If the Quinnipiac poll is to be believed, we must believe that these last four years never occurred. This, no doubt, is what the President's supporters in the media would like for us to accept. But it is only at the cost of self-delusion that we oblige them on this score.
Now, as for the Pew poll, this too must be examined more carefully.
It is true that the poll does not look good for Romney. Fifty-two percent of voters view him unfavorably versus only 37% that view him favorably. In contrast, 50% of voters regard Obama favorably, while 45% view him unfavorably.
Yet, immediately after referring to Obama's numbers, the poll says: "Even so, Obama's personal ratings are lower than most presidential candidates in recent elections." The "current favorability ratings" of the President "compare poorly with the final pre-election ratings for previous Democratic candidates. Not since Michael Dukakis in 1988 has a Democratic candidate gone into the election with favorability ratings as low as Obama's are today."
There are some other things to grasp here.
First, Pew Research Center polls registered voters-not likely voters. The difference between the two groups is analogous to the difference between potential voters and actual voters. That which is merely potential is virtually nothing. So, inasmuch as it relies upon registered voters, it doesn't necessarily tell us much of anything.
Second, the total sample size consisted of 2,508 registered voters. Of these, 459 were Republican. But 813 were Democrat, and 599 independent. Furthermore, 1,068 were Obama voters, while only 753 were Romney voters.
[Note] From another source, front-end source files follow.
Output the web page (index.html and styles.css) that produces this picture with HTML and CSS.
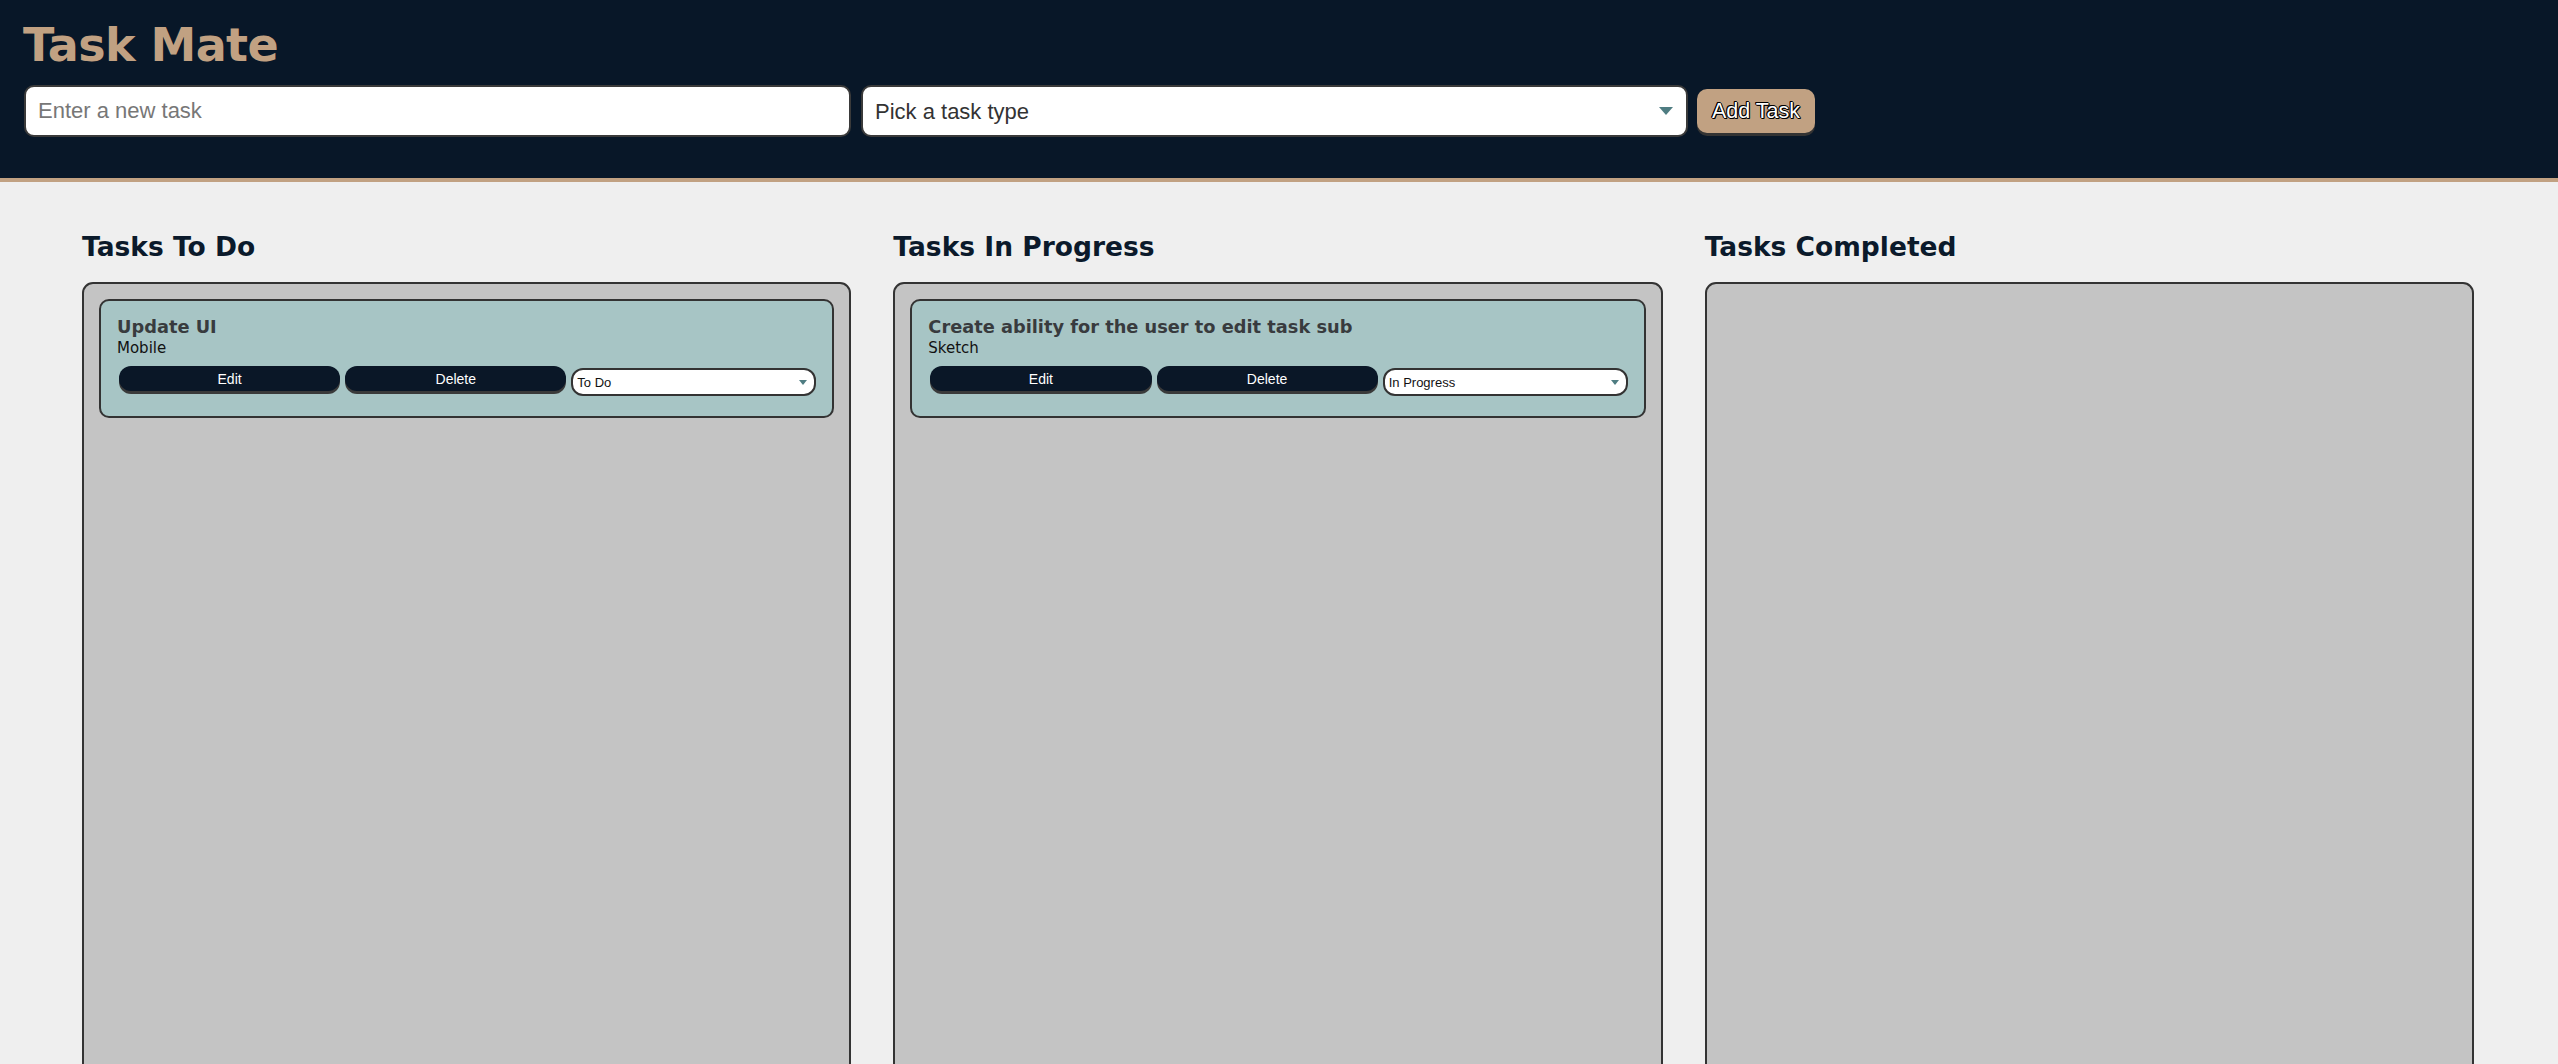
FILE: index.html
```html
<!DOCTYPE html>
<html lang="en">
<head>
<meta charset="utf-8">
<title>Task Mate</title>
<link rel="stylesheet" href="styles.css">
</head>
<body>
<header class="topbar">
  <h1 class="brand">Task Mate</h1>
  <form class="task-form">
    <input class="task-input" type="text" placeholder="Enter a new task">
    <span class="select-wrap big">
      <select class="type-select">
        <option>Pick a task type</option>
        <option>Mobile</option>
        <option>Sketch</option>
      </select>
    </span>
    <button class="add-btn" type="button">Add Task</button>
  </form>
</header>
<main class="board">
  <section class="column">
    <h2 class="column-title">Tasks To Do</h2>
    <div class="lane">
      <div class="card">
        <h3 class="card-title">Update UI</h3>
        <p class="card-type">Mobile</p>
        <div class="card-actions">
          <button class="card-btn" type="button">Edit</button>
          <button class="card-btn" type="button">Delete</button>
          <span class="select-wrap small">
            <select class="status-select">
              <option>To Do</option>
              <option>In Progress</option>
              <option>Completed</option>
            </select>
          </span>
        </div>
      </div>
    </div>
  </section>
  <section class="column">
    <h2 class="column-title">Tasks In Progress</h2>
    <div class="lane">
      <div class="card">
        <h3 class="card-title">Create ability for the user to edit task sub</h3>
        <p class="card-type">Sketch</p>
        <div class="card-actions">
          <button class="card-btn" type="button">Edit</button>
          <button class="card-btn" type="button">Delete</button>
          <span class="select-wrap small">
            <select class="status-select">
              <option>In Progress</option>
              <option>To Do</option>
              <option>Completed</option>
            </select>
          </span>
        </div>
      </div>
    </div>
  </section>
  <section class="column">
    <h2 class="column-title">Tasks Completed</h2>
    <div class="lane"></div>
  </section>
</main>
</body>
</html>
```

FILE: styles.css
```css
html, body {
  margin: 0;
  padding: 0;
}
body {
  background: #efefef;
  font-family: "DejaVu Sans", Verdana, sans-serif;
}
.topbar {
  background: #081728;
  border-bottom: 4px solid #c1a182;
  padding: 18px 24px 41px 24px;
}
.brand {
  margin: 0 0 13px -1px;
  font-family: "DejaVu Sans", Verdana, sans-serif;
  font-weight: bold;
  font-size: 46px;
  line-height: 54px;
  letter-spacing: -0.6px;
  color: #c1a182;
}
.task-form {
  display: flex;
  align-items: flex-start;
  margin: 0;
}
.task-input {
  box-sizing: border-box;
  width: 827px;
  height: 52px;
  margin: 0 10px 0 0;
  padding: 0 12px;
  border: 2px solid #3a3a3a;
  border-radius: 10px;
  background: #fff;
  font-family: "Liberation Sans", Arial, sans-serif;
  font-size: 22px;
  color: #222;
  outline: none;
}
.task-input::placeholder {
  color: #777;
}
.select-wrap {
  position: relative;
  display: inline-block;
}
.select-wrap::after {
  content: "";
  position: absolute;
  top: 50%;
  width: 0;
  height: 0;
  border-style: solid;
  border-color: #4f7d82 transparent transparent transparent;
  pointer-events: none;
}
.select-wrap.big {
  margin-right: 9px;
}
.select-wrap.big::after {
  right: 15px;
  margin-top: -4px;
  border-width: 8px 7px 0 7px;
}
.type-select {
  box-sizing: border-box;
  width: 827px;
  height: 52px;
  padding: 0 12px;
  border: 2px solid #3a3a3a;
  border-radius: 10px;
  background: #fff;
  font-family: "Liberation Sans", Arial, sans-serif;
  font-size: 22px;
  color: #333;
  -webkit-appearance: none;
  appearance: none;
  outline: none;
}
.add-btn {
  box-sizing: border-box;
  width: 118px;
  height: 44px;
  margin-top: 4px;
  padding: 0;
  border: none;
  border-radius: 10px;
  background: #c1a182;
  box-shadow: 0 3px 0 #333;
  font-family: "Liberation Sans", Arial, sans-serif;
  font-size: 21.5px;
  color: #fff;
  text-shadow: -1px 0 0 #000, 0 1px 0 #000, 1px 0 0 #000, 0 -1px 0 #000,
    -1px -1px 0 #000, 1px 1px 0 #000;
}
.board {
  display: flex;
  gap: 42px;
  padding: 50px 84px 0 82px;
}
.column {
  flex: 1;
  min-width: 0;
}
.column-title {
  margin: 0 0 20px 0;
  font-family: "DejaVu Sans", Verdana, sans-serif;
  font-weight: bold;
  font-size: 26.5px;
  line-height: 30px;
  color: #0b1a2b;
}
.lane {
  box-sizing: border-box;
  min-height: 900px;
  background: #c4c4c4;
  border: 2px solid #333;
  border-radius: 11px;
  padding: 15px 15px;
}
.card {
  background: #a7c5c5;
  border: 2px solid #333;
  border-radius: 10px;
  padding: 15px 16px 20px 16px;
}
.card-title {
  margin: 0;
  font-family: "DejaVu Sans", Verdana, sans-serif;
  font-weight: bold;
  font-size: 17.8px;
  line-height: 21px;
  color: #383b3e;
}
.card-type {
  margin: 2px 0 0 0;
  font-family: "DejaVu Sans", Verdana, sans-serif;
  font-size: 15px;
  line-height: 18px;
  color: #111;
}
.card-actions {
  display: flex;
  align-items: flex-start;
  gap: 5px;
  margin-top: 9px;
  padding-left: 2px;
}
.card-btn {
  flex: 1;
  height: 25px;
  padding: 0;
  border: none;
  border-radius: 12px;
  background: #0a1727;
  box-shadow: 0 3px 0 #3a3a3a;
  font-family: "Liberation Sans", Arial, sans-serif;
  font-size: 14px;
  color: #fff;
}
.select-wrap.small {
  flex: 0 0 245px;
  margin-top: 2px;
}
.select-wrap.small::after {
  right: 9px;
  margin-top: -2px;
  border-width: 5px 4.5px 0 4.5px;
}
.status-select {
  box-sizing: border-box;
  width: 245px;
  height: 28px;
  padding: 0 4px;
  border: 2px solid #333;
  border-radius: 12px;
  background: #fff;
  font-family: "Liberation Sans", Arial, sans-serif;
  font-size: 13px;
  color: #111;
  -webkit-appearance: none;
  appearance: none;
  outline: none;
}
```
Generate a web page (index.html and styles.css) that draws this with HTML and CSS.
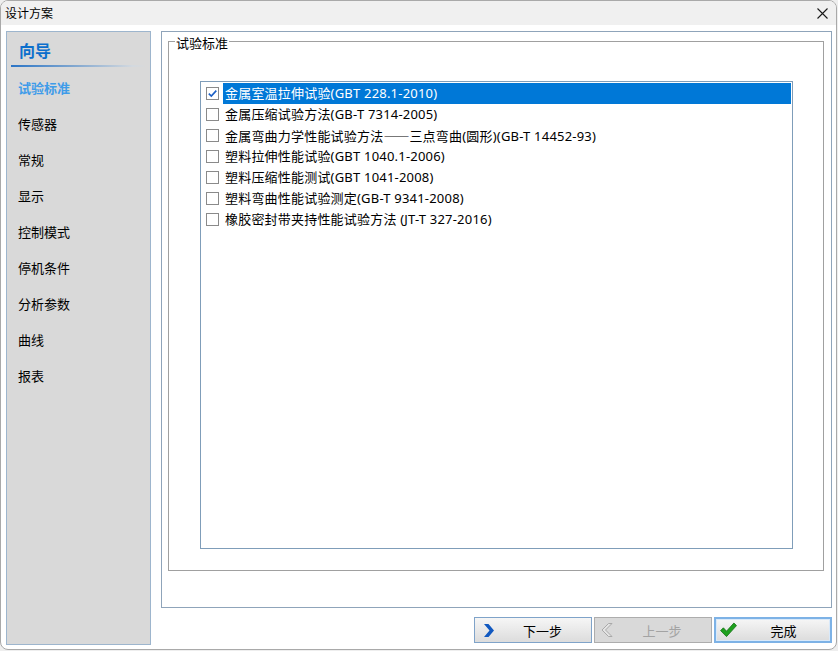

While polls of this kind should inspire Romney to work harder at conveying a more positive self-image, they should not at all discourage him or Republicans.
The very same PRC poll reports that within the twelve battleground states Obama "holds only a four-point edge (48%-44%) [.]" Obama's "slight" lead is without significance at this juncture.
When this is considered in conjunction with Romney's "bad polling news" from Quinnipiac, the poll that acknowledges that likely voters believe both that Romney's policies will help them financially more so than those of Obama's and that Obama's policies will harm them financially, there is that much more reason for Republicans to take heart.
Besides, things aren't really going to start rolling until after Labor Day.